§ **GOAL**
Please output every line of the material as it stands, without the pictures.

§ **MATERIAL FOR THIS TASK**

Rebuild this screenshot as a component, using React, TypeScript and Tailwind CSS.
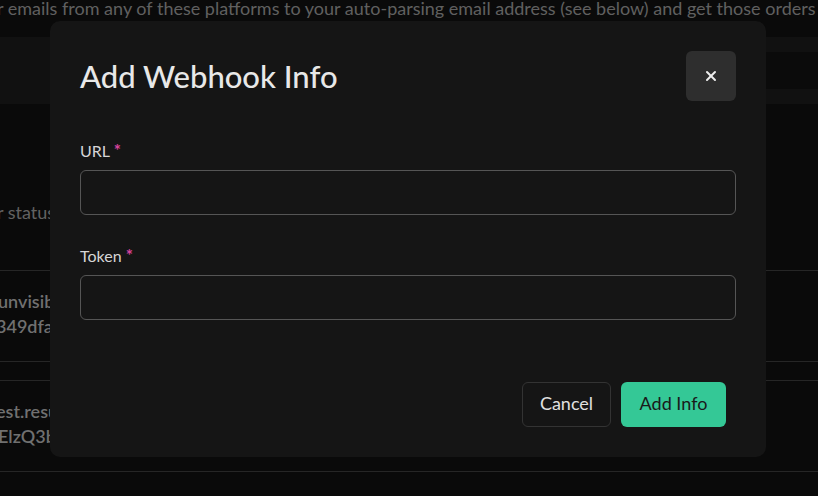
import React from 'react';
import { X } from 'lucide-react';

const font = { fontFamily: 'Lato, "Noto Sans", sans-serif' };

const Field: React.FC<{ label: string }> = ({ label }) => (
  <div className="flex flex-col">
    <label className="text-[16px] text-[#d6d6d6] leading-[20px]">
      {label} <span className="text-[17px] font-bold text-[#d8449e]">*</span>
    </label>
    <input
      className="mt-[9px] h-[45px] w-full rounded-[6px] border border-[#555] bg-transparent px-3 text-[#ddd] outline-none"
      type="text"
    />
  </div>
);

export default function App() {
  return (
    <div className="relative h-[496px] w-[818px] overflow-hidden bg-[#0a0a0a]" style={font}>
      {/* page behind the dialog */}
      <div className="flex flex-col">
        <p className="-ml-[3px] h-[37px] whitespace-nowrap text-[18px] leading-[17px] text-[#606060]">
          r emails from any of these platforms to your auto-parsing email address (see below) and get those orders
        </p>
        <div className="flex h-[67px] items-start bg-[#111111] pt-[15px] pl-[420px]">
          <div className="h-[37px] flex-1 bg-[#0b0b0b]" />
        </div>
        <div className="flex h-[166px] items-center pb-[0px] pt-[50px]">
          <span className="-ml-[3px] whitespace-nowrap text-[18px] text-[#626262]">r status</span>
        </div>
        <div className="flex h-[91px] flex-col justify-center border-t border-[#262626] pb-[4px] text-[18px] font-semibold leading-[25px] text-[#707070]">
          <span className="-ml-[2px] whitespace-nowrap">unvisible</span>
          <span className="-ml-[4px] whitespace-nowrap">349dfa</span>
        </div>
        <div className="h-[19px] border-t border-[#262626]" />
        <div className="flex h-[91px] flex-col justify-center border-t border-[#262626] pb-[4px] text-[18px] font-semibold leading-[25px] text-[#707070]">
          <span className="-ml-[4px] whitespace-nowrap">est.result</span>
          <span className="-ml-[2px] whitespace-nowrap">ElzQ3b</span>
        </div>
        <div className="h-[25px] border-t border-[#262626]" />
      </div>

      {/* dialog */}
      <div className="absolute inset-0 flex justify-start pl-[50px] pt-[21px]">
        <div className="flex h-[436px] w-[716px] flex-col rounded-[10px] bg-[#151515] px-[30px] pt-[30px]">
          <div className="flex items-center justify-between">
            <h2 className="text-[31px] font-medium leading-[50px] text-[#e8e8e8]">Add Webhook Info</h2>
            <button className="flex h-[50px] w-[50px] items-center justify-center rounded-[6px] bg-[#2e2e2e] text-[#eee]">
              <X size={16} strokeWidth={3} />
            </button>
          </div>
          <div className="mt-[40px] flex flex-col gap-[31px]">
            <Field label="URL" />
            <Field label="Token" />
          </div>
          <div className="mt-[62px] flex justify-end gap-[10px] pr-[10px]">
            <button className="h-[45px] w-[89px] rounded-[6px] border border-[#333] pb-[2px] text-[18px] text-[#e0e0e0]">
              Cancel
            </button>
            <button className="h-[45px] w-[105px] rounded-[6px] bg-[#34c896] pb-[2px] text-[18px] text-[#1a1a1a]">
              Add Info
            </button>
          </div>
        </div>
      </div>
    </div>
  );
}
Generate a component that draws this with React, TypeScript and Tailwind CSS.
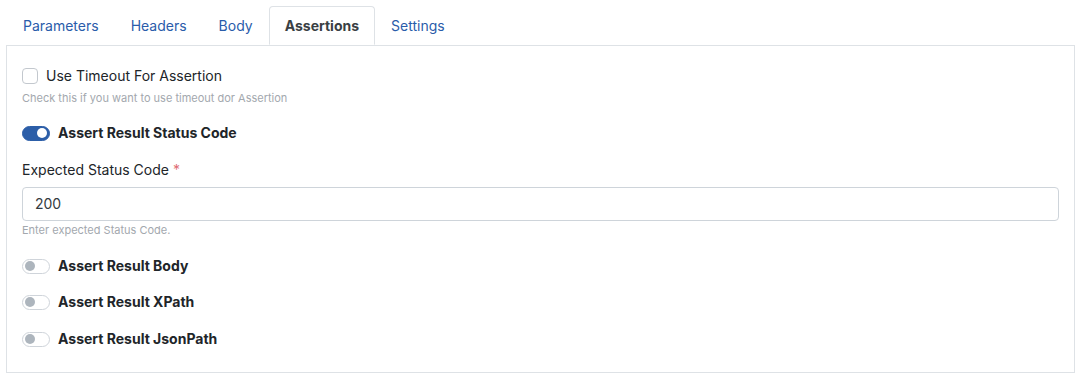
import { useState } from 'react'

const tabs = ['Parameters', 'Headers', 'Body', 'Assertions', 'Settings']

function Toggle({ on }: { on: boolean }) {
  return (
    <span
      className={
        on
          ? 'relative inline-block w-[28px] h-[15px] rounded-full bg-[#2c5ea8] border border-[#2c5ea8]'
          : 'relative inline-block w-[28px] h-[15px] rounded-full bg-white border border-[#cfd4da]'
      }
    >
      <span
        className={
          on
            ? 'absolute top-[1.5px] left-[14px] w-[10px] h-[10px] rounded-full bg-white'
            : 'absolute top-[1.5px] left-[2px] w-[10px] h-[10px] rounded-full bg-[#adb5bd]'
        }
      />
    </span>
  )
}

export default function App() {
  const [active, setActive] = useState('Assertions')

  return (
    <div className="w-[1082px] h-[378px] bg-white pt-[6px] px-[6px] font-['Inter','Liberation_Sans',sans-serif] text-[#212529]">
      <div className="flex pl-px">
        {tabs.map((t) => (
          <button
            key={t}
            onClick={() => setActive(t)}
            className={
              t === active
                ? 'relative -mb-px h-[39px] px-[15px] text-sm font-bold text-[#3a3f44] bg-white border border-[#dee2e6] border-b-white rounded-t-[4px]'
                : 'h-[39px] px-[15px] text-sm text-[#2a5caa] border border-transparent'
            }
          >
            {t}
          </button>
        ))}
      </div>

      <div className="w-[1069px] h-[328px] border border-[#dee2e6] pl-[15px] pr-[15px] pt-5">
        <label className="flex items-center h-5 gap-2 text-sm">
          <span className="w-4 h-4 rounded-[4px] border border-[#c3c8ce] bg-white" />
          <span>Use Timeout For Assertion</span>
        </label>
        <p className="mt-1 text-[11px] leading-4 text-[#a3a8ae]">
          Check this if you want to use timeout dor Assertion
        </p>

        <div className="mt-[17px] flex items-center h-5 gap-2 text-sm font-bold">
          <Toggle on />
          <span>Assert Result Status Code</span>
        </div>

        <div className="mt-[17px] h-5 text-sm leading-5">
          Expected Status Code <span className="text-[#e06c75]">*</span>
        </div>
        <div className="mt-[7px] w-[1037px] h-[34px] rounded-[4px] border border-[#ced4da] flex items-center px-3 text-sm text-[#343a40]">
          200
        </div>
        <p className="mt-px text-[11px] leading-4 text-[#a3a8ae]">Enter expected Status Code.</p>

        <div className="mt-[18px] flex items-center h-5 gap-2 text-sm font-bold">
          <Toggle on={false} />
          <span>Assert Result Body</span>
        </div>
        <div className="mt-4 flex items-center h-5 gap-2 text-sm font-bold">
          <Toggle on={false} />
          <span>Assert Result XPath</span>
        </div>
        <div className="mt-[17px] flex items-center h-5 gap-2 text-sm font-bold">
          <Toggle on={false} />
          <span>Assert Result JsonPath</span>
        </div>
      </div>
    </div>
  )
}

§ **RESULT FOR THIS EXERCISE**
Rebuild this screenshot as a component, using React, TypeScript and Tailwind CSS.
import React from 'react';
import { X } from 'lucide-react';

const font = { fontFamily: 'Lato, "Noto Sans", sans-serif' };

const Field: React.FC<{ label: string }> = ({ label }) => (
  <div className="flex flex-col">
    <label className="text-[16px] text-[#d6d6d6] leading-[20px]">
      {label} <span className="text-[17px] font-bold text-[#d8449e]">*</span>
    </label>
    <input
      className="mt-[9px] h-[45px] w-full rounded-[6px] border border-[#555] bg-transparent px-3 text-[#ddd] outline-none"
      type="text"
    />
  </div>
);

export default function App() {
  return (
    <div className="relative h-[496px] w-[818px] overflow-hidden bg-[#0a0a0a]" style={font}>
      {/* page behind the dialog */}
      <div className="flex flex-col">
        <p className="-ml-[3px] h-[37px] whitespace-nowrap text-[18px] leading-[17px] text-[#606060]">
          r emails from any of these platforms to your auto-parsing email address (see below) and get those orders
        </p>
        <div className="flex h-[67px] items-start bg-[#111111] pt-[15px] pl-[420px]">
          <div className="h-[37px] flex-1 bg-[#0b0b0b]" />
        </div>
        <div className="flex h-[166px] items-center pb-[0px] pt-[50px]">
          <span className="-ml-[3px] whitespace-nowrap text-[18px] text-[#626262]">r status</span>
        </div>
        <div className="flex h-[91px] flex-col justify-center border-t border-[#262626] pb-[4px] text-[18px] font-semibold leading-[25px] text-[#707070]">
          <span className="-ml-[2px] whitespace-nowrap">unvisible</span>
          <span className="-ml-[4px] whitespace-nowrap">349dfa</span>
        </div>
        <div className="h-[19px] border-t border-[#262626]" />
        <div className="flex h-[91px] flex-col justify-center border-t border-[#262626] pb-[4px] text-[18px] font-semibold leading-[25px] text-[#707070]">
          <span className="-ml-[4px] whitespace-nowrap">est.result</span>
          <span className="-ml-[2px] whitespace-nowrap">ElzQ3b</span>
        </div>
        <div className="h-[25px] border-t border-[#262626]" />
      </div>

      {/* dialog */}
      <div className="absolute inset-0 flex justify-start pl-[50px] pt-[21px]">
        <div className="flex h-[436px] w-[716px] flex-col rounded-[10px] bg-[#151515] px-[30px] pt-[30px]">
          <div className="flex items-center justify-between">
            <h2 className="text-[31px] font-medium leading-[50px] text-[#e8e8e8]">Add Webhook Info</h2>
            <button className="flex h-[50px] w-[50px] items-center justify-center rounded-[6px] bg-[#2e2e2e] text-[#eee]">
              <X size={16} strokeWidth={3} />
            </button>
          </div>
          <div className="mt-[40px] flex flex-col gap-[31px]">
            <Field label="URL" />
            <Field label="Token" />
          </div>
          <div className="mt-[62px] flex justify-end gap-[10px] pr-[10px]">
            <button className="h-[45px] w-[89px] rounded-[6px] border border-[#333] pb-[2px] text-[18px] text-[#e0e0e0]">
              Cancel
            </button>
            <button className="h-[45px] w-[105px] rounded-[6px] bg-[#34c896] pb-[2px] text-[18px] text-[#1a1a1a]">
              Add Info
            </button>
          </div>
        </div>
      </div>
    </div>
  );
}
Generate a component that draws this with React, TypeScript and Tailwind CSS.
import { useState } from 'react'

const tabs = ['Parameters', 'Headers', 'Body', 'Assertions', 'Settings']

function Toggle({ on }: { on: boolean }) {
  return (
    <span
      className={
        on
          ? 'relative inline-block w-[28px] h-[15px] rounded-full bg-[#2c5ea8] border border-[#2c5ea8]'
          : 'relative inline-block w-[28px] h-[15px] rounded-full bg-white border border-[#cfd4da]'
      }
    >
      <span
        className={
          on
            ? 'absolute top-[1.5px] left-[14px] w-[10px] h-[10px] rounded-full bg-white'
            : 'absolute top-[1.5px] left-[2px] w-[10px] h-[10px] rounded-full bg-[#adb5bd]'
        }
      />
    </span>
  )
}

export default function App() {
  const [active, setActive] = useState('Assertions')

  return (
    <div className="w-[1082px] h-[378px] bg-white pt-[6px] px-[6px] font-['Inter','Liberation_Sans',sans-serif] text-[#212529]">
      <div className="flex pl-px">
        {tabs.map((t) => (
          <button
            key={t}
            onClick={() => setActive(t)}
            className={
              t === active
                ? 'relative -mb-px h-[39px] px-[15px] text-sm font-bold text-[#3a3f44] bg-white border border-[#dee2e6] border-b-white rounded-t-[4px]'
                : 'h-[39px] px-[15px] text-sm text-[#2a5caa] border border-transparent'
            }
          >
            {t}
          </button>
        ))}
      </div>

      <div className="w-[1069px] h-[328px] border border-[#dee2e6] pl-[15px] pr-[15px] pt-5">
        <label className="flex items-center h-5 gap-2 text-sm">
          <span className="w-4 h-4 rounded-[4px] border border-[#c3c8ce] bg-white" />
          <span>Use Timeout For Assertion</span>
        </label>
        <p className="mt-1 text-[11px] leading-4 text-[#a3a8ae]">
          Check this if you want to use timeout dor Assertion
        </p>

        <div className="mt-[17px] flex items-center h-5 gap-2 text-sm font-bold">
          <Toggle on />
          <span>Assert Result Status Code</span>
        </div>

        <div className="mt-[17px] h-5 text-sm leading-5">
          Expected Status Code <span className="text-[#e06c75]">*</span>
        </div>
        <div className="mt-[7px] w-[1037px] h-[34px] rounded-[4px] border border-[#ced4da] flex items-center px-3 text-sm text-[#343a40]">
          200
        </div>
        <p className="mt-px text-[11px] leading-4 text-[#a3a8ae]">Enter expected Status Code.</p>

        <div className="mt-[18px] flex items-center h-5 gap-2 text-sm font-bold">
          <Toggle on={false} />
          <span>Assert Result Body</span>
        </div>
        <div className="mt-4 flex items-center h-5 gap-2 text-sm font-bold">
          <Toggle on={false} />
          <span>Assert Result XPath</span>
        </div>
        <div className="mt-[17px] flex items-center h-5 gap-2 text-sm font-bold">
          <Toggle on={false} />
          <span>Assert Result JsonPath</span>
        </div>
      </div>
    </div>
  )
}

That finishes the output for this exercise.